#### DATA LINES ####

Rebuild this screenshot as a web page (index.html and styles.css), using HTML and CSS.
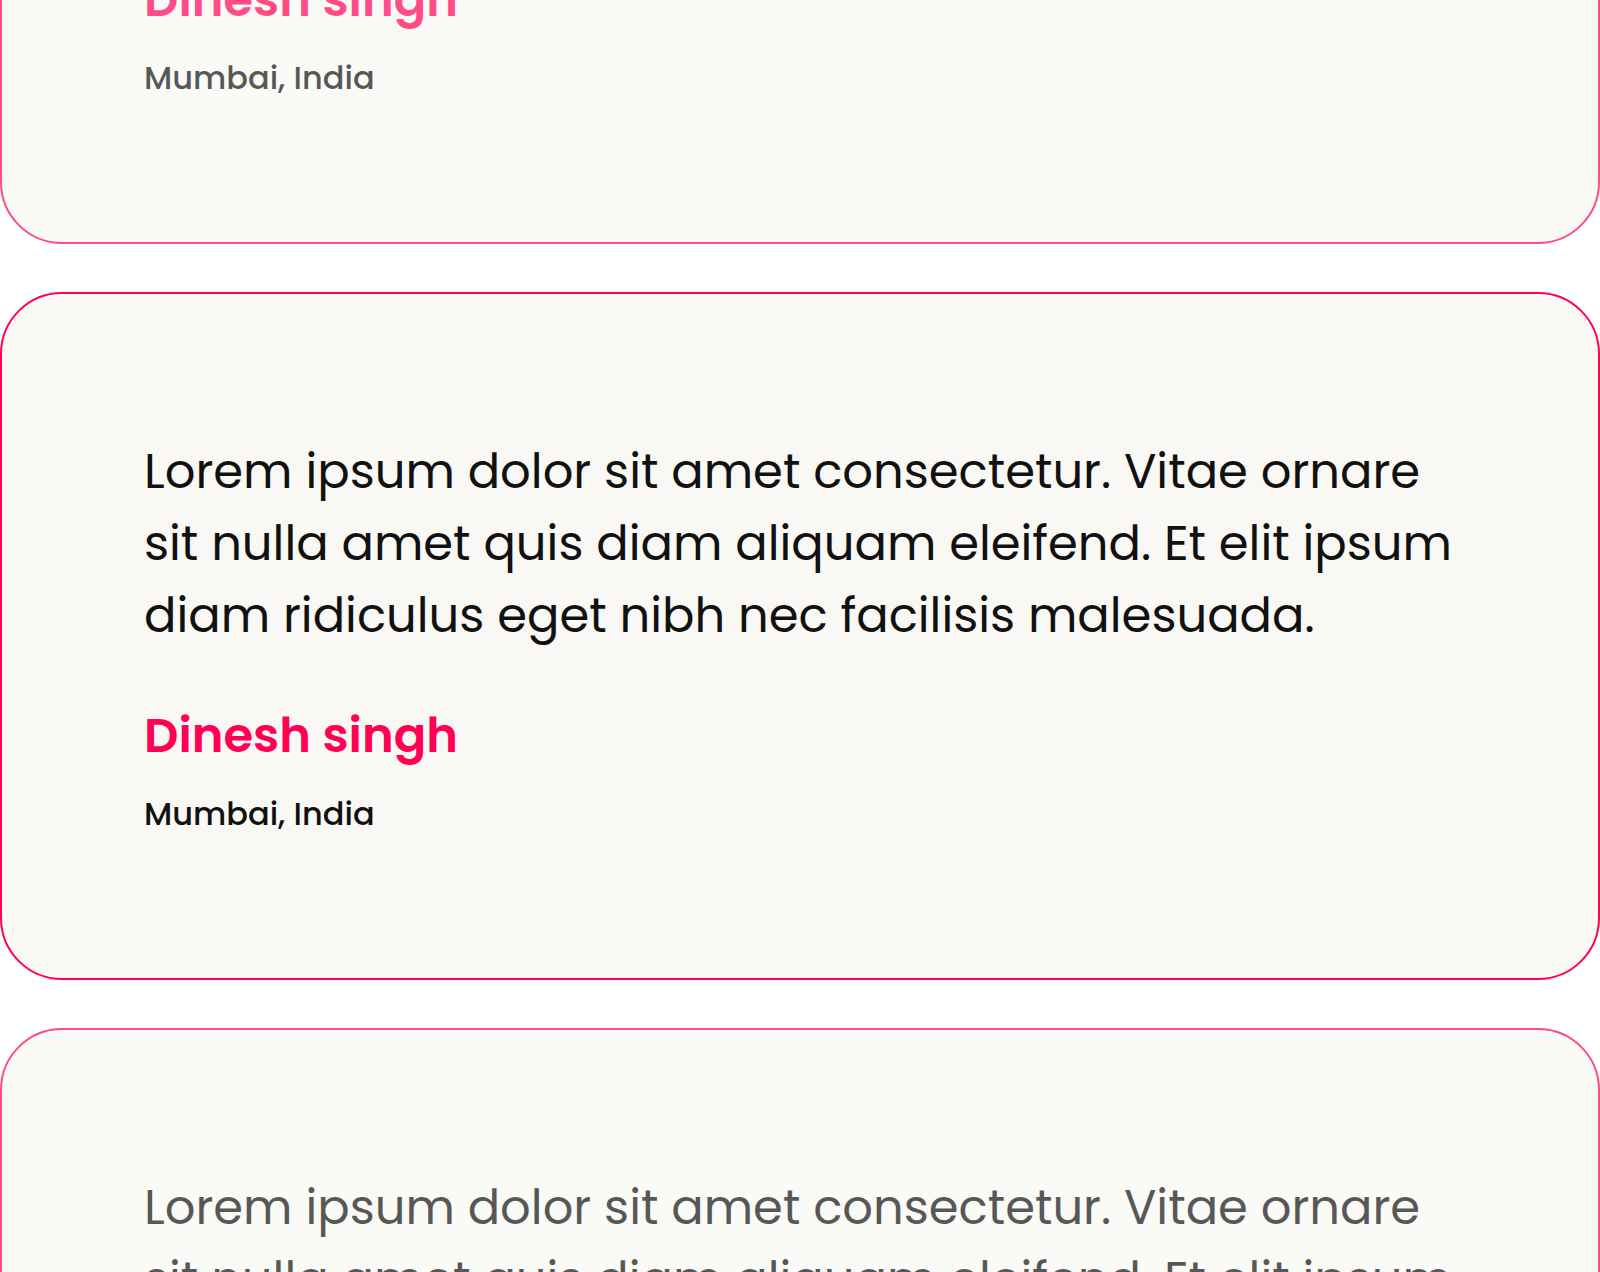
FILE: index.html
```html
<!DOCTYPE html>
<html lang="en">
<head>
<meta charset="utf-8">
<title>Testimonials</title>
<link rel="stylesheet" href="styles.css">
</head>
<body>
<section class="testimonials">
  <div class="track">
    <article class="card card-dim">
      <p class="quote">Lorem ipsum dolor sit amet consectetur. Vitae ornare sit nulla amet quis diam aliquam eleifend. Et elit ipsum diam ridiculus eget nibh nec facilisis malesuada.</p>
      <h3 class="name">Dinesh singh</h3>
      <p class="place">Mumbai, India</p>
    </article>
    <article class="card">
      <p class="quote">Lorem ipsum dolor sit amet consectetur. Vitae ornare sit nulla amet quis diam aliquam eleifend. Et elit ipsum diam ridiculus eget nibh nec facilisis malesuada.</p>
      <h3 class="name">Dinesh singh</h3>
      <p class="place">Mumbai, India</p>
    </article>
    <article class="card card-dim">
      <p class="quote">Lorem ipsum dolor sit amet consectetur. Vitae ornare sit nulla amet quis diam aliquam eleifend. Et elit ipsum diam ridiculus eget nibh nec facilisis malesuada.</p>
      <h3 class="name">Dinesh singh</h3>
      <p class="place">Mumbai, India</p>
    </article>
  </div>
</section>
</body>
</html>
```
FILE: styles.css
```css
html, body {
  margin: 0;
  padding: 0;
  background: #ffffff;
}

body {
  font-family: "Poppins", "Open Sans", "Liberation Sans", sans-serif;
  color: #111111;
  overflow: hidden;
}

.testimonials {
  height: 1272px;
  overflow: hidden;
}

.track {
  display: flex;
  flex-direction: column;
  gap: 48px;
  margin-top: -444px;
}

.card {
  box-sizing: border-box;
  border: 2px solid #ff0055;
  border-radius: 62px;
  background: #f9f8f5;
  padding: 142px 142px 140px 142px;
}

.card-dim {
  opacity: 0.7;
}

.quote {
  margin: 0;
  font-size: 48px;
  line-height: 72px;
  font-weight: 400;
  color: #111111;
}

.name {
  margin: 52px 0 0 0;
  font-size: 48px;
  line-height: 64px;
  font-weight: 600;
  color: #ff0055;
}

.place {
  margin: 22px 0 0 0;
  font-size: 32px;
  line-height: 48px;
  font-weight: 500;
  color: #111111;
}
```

####

(EXERCISE OBJECTIVE) Quote each line of the listing exactly, but leave the pictures out.

(RESULT OF THE TASK)
Rebuild this screenshot as a web page (index.html and styles.css), using HTML and CSS.
FILE: index.html
```html
<!DOCTYPE html>
<html lang="en">
<head>
<meta charset="utf-8">
<title>Testimonials</title>
<link rel="stylesheet" href="styles.css">
</head>
<body>
<section class="testimonials">
  <div class="track">
    <article class="card card-dim">
      <p class="quote">Lorem ipsum dolor sit amet consectetur. Vitae ornare sit nulla amet quis diam aliquam eleifend. Et elit ipsum diam ridiculus eget nibh nec facilisis malesuada.</p>
      <h3 class="name">Dinesh singh</h3>
      <p class="place">Mumbai, India</p>
    </article>
    <article class="card">
      <p class="quote">Lorem ipsum dolor sit amet consectetur. Vitae ornare sit nulla amet quis diam aliquam eleifend. Et elit ipsum diam ridiculus eget nibh nec facilisis malesuada.</p>
      <h3 class="name">Dinesh singh</h3>
      <p class="place">Mumbai, India</p>
    </article>
    <article class="card card-dim">
      <p class="quote">Lorem ipsum dolor sit amet consectetur. Vitae ornare sit nulla amet quis diam aliquam eleifend. Et elit ipsum diam ridiculus eget nibh nec facilisis malesuada.</p>
      <h3 class="name">Dinesh singh</h3>
      <p class="place">Mumbai, India</p>
    </article>
  </div>
</section>
</body>
</html>
```
FILE: styles.css
```css
html, body {
  margin: 0;
  padding: 0;
  background: #ffffff;
}

body {
  font-family: "Poppins", "Open Sans", "Liberation Sans", sans-serif;
  color: #111111;
  overflow: hidden;
}

.testimonials {
  height: 1272px;
  overflow: hidden;
}

.track {
  display: flex;
  flex-direction: column;
  gap: 48px;
  margin-top: -444px;
}

.card {
  box-sizing: border-box;
  border: 2px solid #ff0055;
  border-radius: 62px;
  background: #f9f8f5;
  padding: 142px 142px 140px 142px;
}

.card-dim {
  opacity: 0.7;
}

.quote {
  margin: 0;
  font-size: 48px;
  line-height: 72px;
  font-weight: 400;
  color: #111111;
}

.name {
  margin: 52px 0 0 0;
  font-size: 48px;
  line-height: 64px;
  font-weight: 600;
  color: #ff0055;
}

.place {
  margin: 22px 0 0 0;
  font-size: 32px;
  line-height: 48px;
  font-weight: 500;
  color: #111111;
}
```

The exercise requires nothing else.